Des situations indépendantes ? 

Mais alors, quels facteurs pourraient expliquer la concomitance des grèves dans les communautés du Nord, selon Tarek Daher ? « La situation à la Halte Saint-Jean a été un peu médiatisée et a donné des idées. Des compagnons se sont dits qu’il s’agissait d’un bon levier pour faire changer les choses. Il y a eu aussi  un peu de mobilisation de la part de la CGT qui s’est impliquée dans la grève de la Halte Saint-Jean, et qui a pu aller dans d’autres communautés pour inviter les compagnons à se mettre en grève s’ils avaient des griefs », estime Tarek Daher. Selon lui, les situations sont très différentes d’une communauté à l’autre. Rien de « systémique ou systématique », sans quoi « ça aurait éclaté ailleurs en France ». 

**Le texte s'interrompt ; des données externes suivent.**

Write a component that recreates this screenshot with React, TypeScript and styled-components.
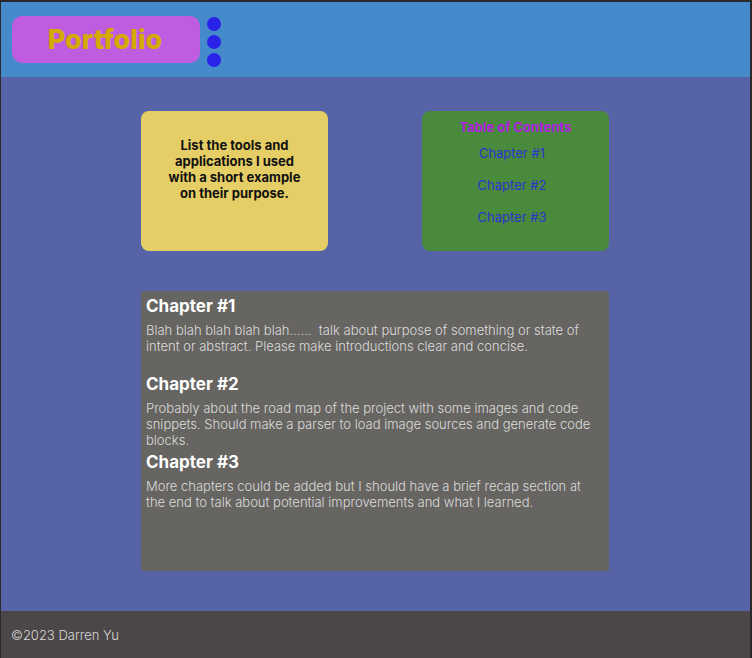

Dans un communiqué de presse, le comité des sans-papiers 59 et la CGT Armentières expliquent que « les grèves de Saint André, Grande Synthe et Tourcoing ont permis aux compagnons de Nieppe de relever la tête et de lancer par la grève un cri de dignité ». « Comme à Emmaüs Saint André, le système d’exploitation est bien rodé : promesse d’une régularisation au bout de trois ans en échange de l’acceptation d’une durée de travail de 40 heures par semaine pour un pécule de 380 euros par mois », peut-on lire dans le document. « Les grèves en cours […] nous interrogent […] sur l’incompréhension suscitée parfois par le statut particulier des Oacas […]. Les compagnes et compagnons ne sont pas salariés mais bénéficient d’un statut de travailleurs solidaires qui […] pourrait être mieux explicité ou plus protecteur », déclare quant à elle la section de Lille de la Ligue des droits de l’homme dans un communiqué du 21 septembre, réagissant à la grève de Saint-André-lez-Lille.

 « Cela ne veut pas dire que les grèves ne soulèvent pas de vraies questions, nous allons renforcer les contrôles sur les groupes », précise Tarek Daher. Une grande vague d’audit sera lancée dans 25 communautés d’ici à juin prochain. « Il faut que l’on soit vigilant sur notre système d’alerte », conclut le délégué général.